A JavaScript API for producing summaries of input text, backed by an AI language model.
Browsers and operating systems are increasingly expected to gain access to a language model. By exposing this built-in model, we avoid every website needing to download their own multi-gigabyte language model, or send input text to third-party APIs. The summarizer API in particular exposes a high-level API for interfacing with a language model in order to summarize inputs for a variety of use cases [1], in a way that does not depend on the specific language model in question. [1]: https://github.com/explainers-by-googlers/writing-assistance-apis/blob/main/README.md#summarizer-api
This feature has definite interoperability and compatibility risks, due to the likelihood that different implementations will use different language models, prompts, and fine-tunings, and even within a single implementation such as Chrome, these pieces will likely change over time. Additionally, not all browser and operating systems will have a built-in language model to expose, and not all devices will be able to run one. We are taking a variety of steps to attempt to mitigate these risks. For example, the specification is designed to allow the API to be backed by a cloud-based language model, which could help extend it to more users.

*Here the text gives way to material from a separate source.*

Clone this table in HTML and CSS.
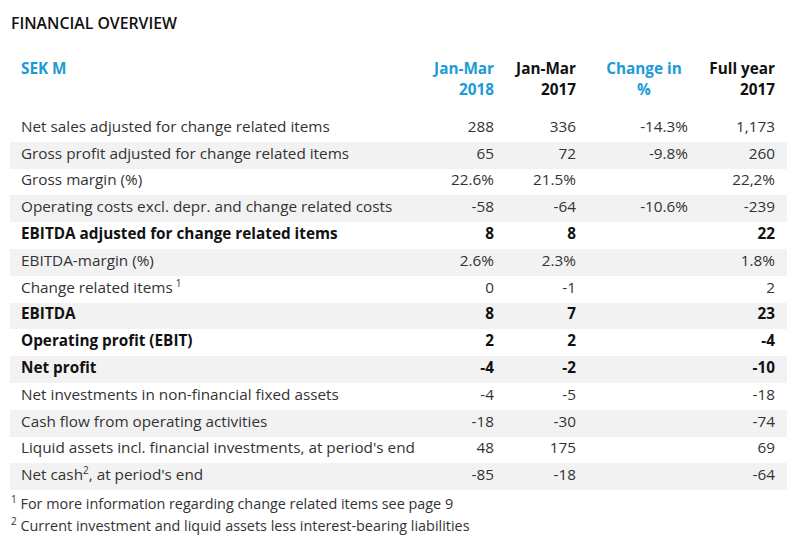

And the high-level nature of the API, which hides the details of the specific language model, prompts, etc., makes it harder for developers to depend on specific outputs: they are just getting a summary, and not e.g. structured data. Finally, the API surface is designed with many clear points of failure, that encourage the developer to probe for capabilities ahead of time and fall back to other techniques if a capability is not available. Nevertheless, interoperability and compatibility risk remains high for these sorts of APIs, and we'll be closely monitoring it during the prototyping period.
This feature would definitely benefit from having polyfills, backed by any of: cloud services, lazily-loaded on-device models using WebGPU, or the web developer's own server. We anticipate seeing an ecosystem of such polyfills grow as more developers experiment with this API.

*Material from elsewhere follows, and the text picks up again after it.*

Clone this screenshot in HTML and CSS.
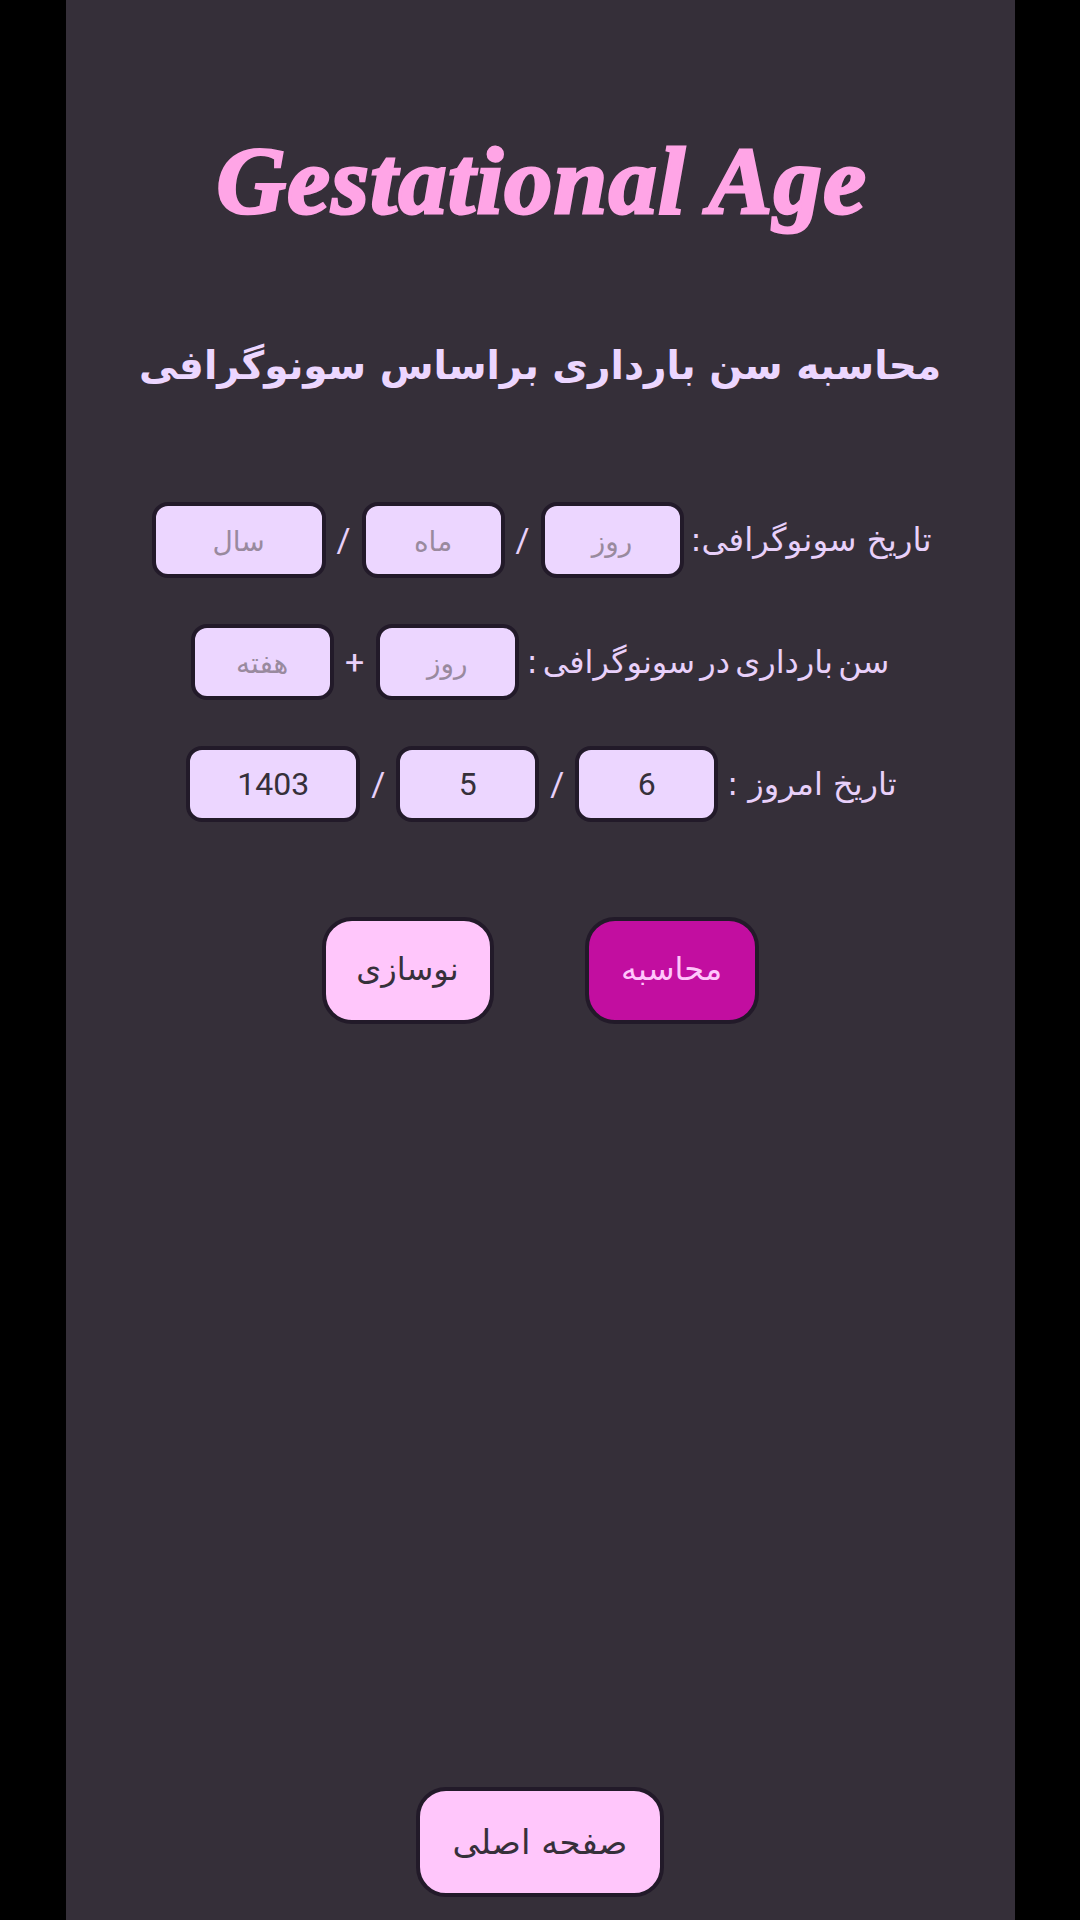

Does this intent deprecate or change behavior of existing APIs, such that it has potentially high risk for Android WebView-based applications?
None
It is possible that giving DevTools more insight into the nondeterministic states of the model, e.g. random seeds, could help with debugging. See related discussion at https://github.com/explainers-by-googlers/prompt-api/issues/9.
We hope to work on web platform tests for this feature, but how much we can guarantee as testable beyond the surface API is unclear, given the nondeterministic nature of the output.